- _INFORMATION PROVIDED_:
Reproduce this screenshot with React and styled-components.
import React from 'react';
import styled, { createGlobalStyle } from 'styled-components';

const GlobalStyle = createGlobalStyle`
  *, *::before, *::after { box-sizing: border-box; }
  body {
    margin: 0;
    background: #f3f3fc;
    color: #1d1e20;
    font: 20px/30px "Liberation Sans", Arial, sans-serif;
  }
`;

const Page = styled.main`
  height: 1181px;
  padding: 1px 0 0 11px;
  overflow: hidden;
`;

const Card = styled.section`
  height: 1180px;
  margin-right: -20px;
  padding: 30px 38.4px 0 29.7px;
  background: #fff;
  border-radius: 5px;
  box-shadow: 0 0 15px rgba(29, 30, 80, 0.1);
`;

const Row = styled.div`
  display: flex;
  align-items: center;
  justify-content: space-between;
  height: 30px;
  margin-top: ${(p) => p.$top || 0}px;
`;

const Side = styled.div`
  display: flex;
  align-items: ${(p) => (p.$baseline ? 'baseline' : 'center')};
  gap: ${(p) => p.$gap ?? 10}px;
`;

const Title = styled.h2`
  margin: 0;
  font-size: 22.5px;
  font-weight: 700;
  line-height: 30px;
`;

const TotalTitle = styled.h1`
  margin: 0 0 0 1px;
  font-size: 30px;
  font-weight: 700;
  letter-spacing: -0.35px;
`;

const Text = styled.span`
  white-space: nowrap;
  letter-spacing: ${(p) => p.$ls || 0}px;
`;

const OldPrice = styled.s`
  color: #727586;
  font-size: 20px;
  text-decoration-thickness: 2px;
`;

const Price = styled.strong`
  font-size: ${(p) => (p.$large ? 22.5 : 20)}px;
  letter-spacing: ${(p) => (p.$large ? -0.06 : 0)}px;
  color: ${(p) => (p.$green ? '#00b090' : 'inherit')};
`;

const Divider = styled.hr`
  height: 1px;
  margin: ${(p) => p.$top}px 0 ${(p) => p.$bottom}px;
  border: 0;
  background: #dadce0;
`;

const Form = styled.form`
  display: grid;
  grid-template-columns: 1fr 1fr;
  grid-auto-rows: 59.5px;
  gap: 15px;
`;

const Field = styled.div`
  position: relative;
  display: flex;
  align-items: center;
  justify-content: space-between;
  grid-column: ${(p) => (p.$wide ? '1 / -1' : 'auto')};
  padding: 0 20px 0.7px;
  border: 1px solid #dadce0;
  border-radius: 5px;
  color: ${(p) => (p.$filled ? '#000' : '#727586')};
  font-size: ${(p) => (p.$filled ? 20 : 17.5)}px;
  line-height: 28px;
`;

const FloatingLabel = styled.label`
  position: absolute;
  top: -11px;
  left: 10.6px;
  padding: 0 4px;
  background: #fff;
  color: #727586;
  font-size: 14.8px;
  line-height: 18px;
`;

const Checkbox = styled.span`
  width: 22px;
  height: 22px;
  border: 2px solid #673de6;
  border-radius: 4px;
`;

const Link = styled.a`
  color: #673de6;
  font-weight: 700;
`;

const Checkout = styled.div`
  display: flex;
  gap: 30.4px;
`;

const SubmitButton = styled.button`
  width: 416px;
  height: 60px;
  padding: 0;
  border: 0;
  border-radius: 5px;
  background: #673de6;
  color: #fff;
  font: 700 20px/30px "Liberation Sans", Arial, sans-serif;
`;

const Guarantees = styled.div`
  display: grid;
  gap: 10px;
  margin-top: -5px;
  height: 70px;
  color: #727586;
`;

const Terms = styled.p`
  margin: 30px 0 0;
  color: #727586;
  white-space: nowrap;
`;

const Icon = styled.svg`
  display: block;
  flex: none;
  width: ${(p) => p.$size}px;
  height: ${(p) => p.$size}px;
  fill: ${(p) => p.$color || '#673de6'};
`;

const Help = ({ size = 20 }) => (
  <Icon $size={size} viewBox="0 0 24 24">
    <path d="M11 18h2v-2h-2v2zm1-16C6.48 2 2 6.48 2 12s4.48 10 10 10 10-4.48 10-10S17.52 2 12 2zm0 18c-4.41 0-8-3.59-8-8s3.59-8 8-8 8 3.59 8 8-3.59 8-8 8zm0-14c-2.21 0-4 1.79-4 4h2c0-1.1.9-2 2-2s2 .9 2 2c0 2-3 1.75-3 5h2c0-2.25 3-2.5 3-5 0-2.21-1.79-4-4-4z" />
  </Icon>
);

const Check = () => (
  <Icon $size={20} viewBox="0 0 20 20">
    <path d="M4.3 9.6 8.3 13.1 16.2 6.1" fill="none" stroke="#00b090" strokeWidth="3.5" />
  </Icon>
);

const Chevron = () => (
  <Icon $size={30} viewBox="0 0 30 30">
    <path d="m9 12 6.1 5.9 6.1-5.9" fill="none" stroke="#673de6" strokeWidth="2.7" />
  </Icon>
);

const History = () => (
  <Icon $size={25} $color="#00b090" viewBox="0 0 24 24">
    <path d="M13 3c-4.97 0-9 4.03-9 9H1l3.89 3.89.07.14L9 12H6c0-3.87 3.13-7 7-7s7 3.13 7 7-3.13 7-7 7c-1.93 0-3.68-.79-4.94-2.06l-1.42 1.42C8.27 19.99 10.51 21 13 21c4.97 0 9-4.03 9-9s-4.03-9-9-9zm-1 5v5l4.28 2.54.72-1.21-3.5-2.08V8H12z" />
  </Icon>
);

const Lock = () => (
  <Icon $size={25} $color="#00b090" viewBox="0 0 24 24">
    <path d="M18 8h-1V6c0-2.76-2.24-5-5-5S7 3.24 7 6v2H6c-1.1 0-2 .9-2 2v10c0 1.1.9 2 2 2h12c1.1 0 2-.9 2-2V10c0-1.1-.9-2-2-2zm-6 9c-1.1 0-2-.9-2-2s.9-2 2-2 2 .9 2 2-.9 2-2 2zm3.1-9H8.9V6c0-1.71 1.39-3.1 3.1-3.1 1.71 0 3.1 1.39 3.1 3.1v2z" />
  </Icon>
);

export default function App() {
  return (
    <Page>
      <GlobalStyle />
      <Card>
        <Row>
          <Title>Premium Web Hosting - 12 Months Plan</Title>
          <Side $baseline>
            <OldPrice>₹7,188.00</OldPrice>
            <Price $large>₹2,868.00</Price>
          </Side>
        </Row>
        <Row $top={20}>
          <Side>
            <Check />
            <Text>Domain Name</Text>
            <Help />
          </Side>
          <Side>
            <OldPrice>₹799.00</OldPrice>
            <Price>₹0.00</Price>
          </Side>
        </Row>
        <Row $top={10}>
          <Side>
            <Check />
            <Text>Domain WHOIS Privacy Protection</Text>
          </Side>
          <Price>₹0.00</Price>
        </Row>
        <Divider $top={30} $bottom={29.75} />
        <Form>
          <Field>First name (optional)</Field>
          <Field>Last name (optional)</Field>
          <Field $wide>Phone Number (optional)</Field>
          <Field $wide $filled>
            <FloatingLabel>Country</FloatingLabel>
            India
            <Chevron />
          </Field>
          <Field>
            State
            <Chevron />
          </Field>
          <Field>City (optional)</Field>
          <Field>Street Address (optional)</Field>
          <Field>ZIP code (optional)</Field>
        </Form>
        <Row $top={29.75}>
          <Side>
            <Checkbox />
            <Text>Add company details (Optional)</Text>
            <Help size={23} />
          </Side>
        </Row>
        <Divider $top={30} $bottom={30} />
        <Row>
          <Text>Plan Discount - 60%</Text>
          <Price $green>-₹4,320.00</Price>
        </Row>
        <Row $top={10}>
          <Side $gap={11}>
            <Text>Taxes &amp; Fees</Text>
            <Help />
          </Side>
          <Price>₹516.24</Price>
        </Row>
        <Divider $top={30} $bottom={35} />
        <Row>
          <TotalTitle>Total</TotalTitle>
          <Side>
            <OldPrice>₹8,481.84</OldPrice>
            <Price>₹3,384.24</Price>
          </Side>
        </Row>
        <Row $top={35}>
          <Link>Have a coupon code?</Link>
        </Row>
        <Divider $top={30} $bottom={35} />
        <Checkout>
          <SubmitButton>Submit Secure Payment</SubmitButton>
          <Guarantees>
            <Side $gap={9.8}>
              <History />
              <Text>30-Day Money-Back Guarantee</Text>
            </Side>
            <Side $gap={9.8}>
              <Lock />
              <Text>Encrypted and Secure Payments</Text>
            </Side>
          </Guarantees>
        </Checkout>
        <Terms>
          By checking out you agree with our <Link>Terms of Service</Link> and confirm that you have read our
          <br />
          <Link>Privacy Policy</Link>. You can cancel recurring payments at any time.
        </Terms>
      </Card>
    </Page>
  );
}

- _WHAT TO DO_: Take every line from the data above that holds "with" and copy it out.

- _WRITTEN ANSWER_:
Reproduce this screenshot with React and styled-components.
          By checking out you agree with our <Link>Terms of Service</Link> and confirm that you have read our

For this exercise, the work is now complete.